La dualité des personnages s’illustre particulièrement au cours d’une scène qui en a choqué quelques-uns…
Incarnant Edie avec un bel aplomb, Maria Bello répond tout de go: "Je ne fais pas de différence entre la sexualité d’Edie et ce qu’elle mange au petit-déjeuner, pour moi, il s’agit d’une idée puritaine à l’américaine. Lorsque nous avons créé le personnage d’Edie, il était clair qu’elle avait un côté, disons, masculin au départ, qu’elle était le chef de famille, mais que plus le récit avançait, plus elle perdait ses points de repère, elle devait donc se reconstruire.
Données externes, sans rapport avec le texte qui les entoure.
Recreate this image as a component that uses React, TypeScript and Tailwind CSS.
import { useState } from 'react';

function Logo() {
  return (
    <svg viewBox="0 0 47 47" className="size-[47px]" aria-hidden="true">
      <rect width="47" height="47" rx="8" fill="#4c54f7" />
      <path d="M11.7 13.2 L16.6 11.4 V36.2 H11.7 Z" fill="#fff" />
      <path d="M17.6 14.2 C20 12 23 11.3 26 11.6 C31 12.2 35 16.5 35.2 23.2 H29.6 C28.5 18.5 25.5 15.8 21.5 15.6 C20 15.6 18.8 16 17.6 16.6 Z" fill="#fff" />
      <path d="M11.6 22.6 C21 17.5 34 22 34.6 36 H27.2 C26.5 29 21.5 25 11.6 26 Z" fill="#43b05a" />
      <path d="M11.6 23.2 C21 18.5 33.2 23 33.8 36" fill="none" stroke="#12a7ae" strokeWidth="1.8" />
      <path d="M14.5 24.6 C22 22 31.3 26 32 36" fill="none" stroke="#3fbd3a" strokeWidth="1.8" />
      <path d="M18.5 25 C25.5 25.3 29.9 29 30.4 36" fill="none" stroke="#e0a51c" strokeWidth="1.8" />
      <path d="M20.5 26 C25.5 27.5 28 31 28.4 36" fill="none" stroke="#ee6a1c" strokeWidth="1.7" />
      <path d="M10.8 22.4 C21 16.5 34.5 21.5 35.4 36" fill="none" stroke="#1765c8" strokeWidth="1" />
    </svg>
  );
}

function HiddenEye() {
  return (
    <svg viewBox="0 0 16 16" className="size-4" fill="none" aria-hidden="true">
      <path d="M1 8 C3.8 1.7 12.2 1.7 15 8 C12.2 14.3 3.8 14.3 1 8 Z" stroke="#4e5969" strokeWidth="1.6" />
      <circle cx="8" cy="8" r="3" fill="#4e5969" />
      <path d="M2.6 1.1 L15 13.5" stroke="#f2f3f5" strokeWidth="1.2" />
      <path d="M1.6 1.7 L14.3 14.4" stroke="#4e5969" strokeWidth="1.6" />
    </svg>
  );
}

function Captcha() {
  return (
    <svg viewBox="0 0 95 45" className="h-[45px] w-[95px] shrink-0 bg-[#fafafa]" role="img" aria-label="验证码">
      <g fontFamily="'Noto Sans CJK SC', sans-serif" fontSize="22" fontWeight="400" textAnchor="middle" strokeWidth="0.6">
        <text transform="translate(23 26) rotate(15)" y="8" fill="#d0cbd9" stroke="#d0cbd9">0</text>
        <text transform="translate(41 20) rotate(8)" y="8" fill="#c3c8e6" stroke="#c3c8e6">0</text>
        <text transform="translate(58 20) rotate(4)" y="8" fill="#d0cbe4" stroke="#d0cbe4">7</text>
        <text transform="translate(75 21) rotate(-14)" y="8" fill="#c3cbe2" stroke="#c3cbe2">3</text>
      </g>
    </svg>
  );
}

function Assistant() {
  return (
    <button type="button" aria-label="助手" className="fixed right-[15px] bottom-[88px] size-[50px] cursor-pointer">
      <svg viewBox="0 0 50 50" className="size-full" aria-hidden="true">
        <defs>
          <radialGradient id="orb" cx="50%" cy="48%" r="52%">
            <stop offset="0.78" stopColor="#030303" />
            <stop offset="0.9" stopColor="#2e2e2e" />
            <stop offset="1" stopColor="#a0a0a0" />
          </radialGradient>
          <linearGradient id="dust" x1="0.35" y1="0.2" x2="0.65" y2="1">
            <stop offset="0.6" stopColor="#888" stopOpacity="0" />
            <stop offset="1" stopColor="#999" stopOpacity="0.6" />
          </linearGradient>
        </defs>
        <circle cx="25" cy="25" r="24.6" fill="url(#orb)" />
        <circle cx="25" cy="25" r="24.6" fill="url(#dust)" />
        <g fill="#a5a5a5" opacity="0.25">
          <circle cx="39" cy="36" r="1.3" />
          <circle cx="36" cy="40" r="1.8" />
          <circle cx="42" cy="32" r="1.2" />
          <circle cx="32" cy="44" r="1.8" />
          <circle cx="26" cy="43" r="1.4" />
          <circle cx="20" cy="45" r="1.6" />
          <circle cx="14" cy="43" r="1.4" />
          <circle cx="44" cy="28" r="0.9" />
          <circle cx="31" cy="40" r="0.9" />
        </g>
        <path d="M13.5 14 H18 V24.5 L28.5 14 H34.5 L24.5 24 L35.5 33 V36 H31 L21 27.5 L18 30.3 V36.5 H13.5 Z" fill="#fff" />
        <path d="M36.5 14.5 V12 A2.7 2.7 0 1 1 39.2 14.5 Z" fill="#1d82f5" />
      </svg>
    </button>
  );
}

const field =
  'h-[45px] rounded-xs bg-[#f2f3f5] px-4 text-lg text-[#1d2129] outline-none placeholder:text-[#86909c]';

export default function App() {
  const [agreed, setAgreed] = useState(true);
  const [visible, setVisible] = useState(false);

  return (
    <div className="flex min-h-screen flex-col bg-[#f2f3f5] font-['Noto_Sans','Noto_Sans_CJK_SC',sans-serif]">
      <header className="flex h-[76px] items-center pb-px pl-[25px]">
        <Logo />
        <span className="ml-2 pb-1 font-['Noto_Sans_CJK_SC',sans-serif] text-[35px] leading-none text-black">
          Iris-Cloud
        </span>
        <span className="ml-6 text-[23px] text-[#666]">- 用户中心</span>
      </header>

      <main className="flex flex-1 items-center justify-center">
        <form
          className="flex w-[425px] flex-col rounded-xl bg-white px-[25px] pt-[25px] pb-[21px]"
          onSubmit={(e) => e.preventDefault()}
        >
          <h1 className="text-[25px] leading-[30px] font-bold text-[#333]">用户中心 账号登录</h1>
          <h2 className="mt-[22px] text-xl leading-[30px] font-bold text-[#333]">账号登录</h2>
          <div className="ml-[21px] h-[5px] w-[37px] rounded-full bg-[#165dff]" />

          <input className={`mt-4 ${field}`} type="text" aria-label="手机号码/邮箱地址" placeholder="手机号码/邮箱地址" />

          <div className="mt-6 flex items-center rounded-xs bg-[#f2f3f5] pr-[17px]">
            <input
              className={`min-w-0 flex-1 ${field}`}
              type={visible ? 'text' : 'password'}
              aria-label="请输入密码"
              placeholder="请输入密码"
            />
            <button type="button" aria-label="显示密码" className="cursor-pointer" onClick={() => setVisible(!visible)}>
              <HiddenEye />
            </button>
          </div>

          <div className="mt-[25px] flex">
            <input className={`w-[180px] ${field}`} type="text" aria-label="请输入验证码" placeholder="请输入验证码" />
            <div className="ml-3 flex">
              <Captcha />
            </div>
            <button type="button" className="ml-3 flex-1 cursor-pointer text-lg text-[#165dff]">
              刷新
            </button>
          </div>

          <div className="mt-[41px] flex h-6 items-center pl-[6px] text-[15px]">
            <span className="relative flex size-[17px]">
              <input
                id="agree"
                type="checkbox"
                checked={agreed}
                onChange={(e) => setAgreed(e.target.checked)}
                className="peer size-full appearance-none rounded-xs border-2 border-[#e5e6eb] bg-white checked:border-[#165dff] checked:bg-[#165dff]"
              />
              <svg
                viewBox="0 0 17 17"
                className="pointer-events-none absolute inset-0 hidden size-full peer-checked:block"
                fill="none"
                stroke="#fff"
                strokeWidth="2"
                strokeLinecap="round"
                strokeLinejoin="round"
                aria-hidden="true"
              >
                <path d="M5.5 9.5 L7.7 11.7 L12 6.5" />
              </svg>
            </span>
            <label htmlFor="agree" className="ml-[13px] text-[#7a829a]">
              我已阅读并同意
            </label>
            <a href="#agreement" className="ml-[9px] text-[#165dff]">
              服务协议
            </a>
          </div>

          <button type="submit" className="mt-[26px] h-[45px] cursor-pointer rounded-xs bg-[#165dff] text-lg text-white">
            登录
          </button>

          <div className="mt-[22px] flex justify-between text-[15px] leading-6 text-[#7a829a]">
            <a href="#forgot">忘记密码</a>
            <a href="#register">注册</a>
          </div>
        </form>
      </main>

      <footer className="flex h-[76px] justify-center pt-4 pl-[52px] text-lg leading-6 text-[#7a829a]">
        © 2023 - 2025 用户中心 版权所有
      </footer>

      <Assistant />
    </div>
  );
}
La costumière Denise Cronenberg et moi avons choisi une garde-robe qui faisait ressortir certains traits de caractère d’Edie, sa façon de diriger et de protéger les autres."
Cronenberg poursuit: "Dans la scène des escaliers, Edie est confrontée aux deux versants de la personnalité de Tom, elle est à la fois attirée et rebutée par lui. Il ne s’agit pas d’un viol, mais d’un moment où tous deux découvrent quelque chose qui leur était encore inconnu après 20 ans de mariage; il s’agit d’une scène capitale pour l’avenir du couple car ils devront accepter ou non leur nouvelle vie. Cette scène se voulait le miroir de celle où Edie se déguise en cheerleader afin d’exciter Tom… En fait, ce qui est le plus intéressant dans ces deux scènes, c’est qu’elles démontrent que le désir peut survivre chez un couple marié depuis longtemps."
À notre humble avis, une scène d’une grande puissance qui prouve que personne ne reviendra indemne de ce voyage au bout de la violence.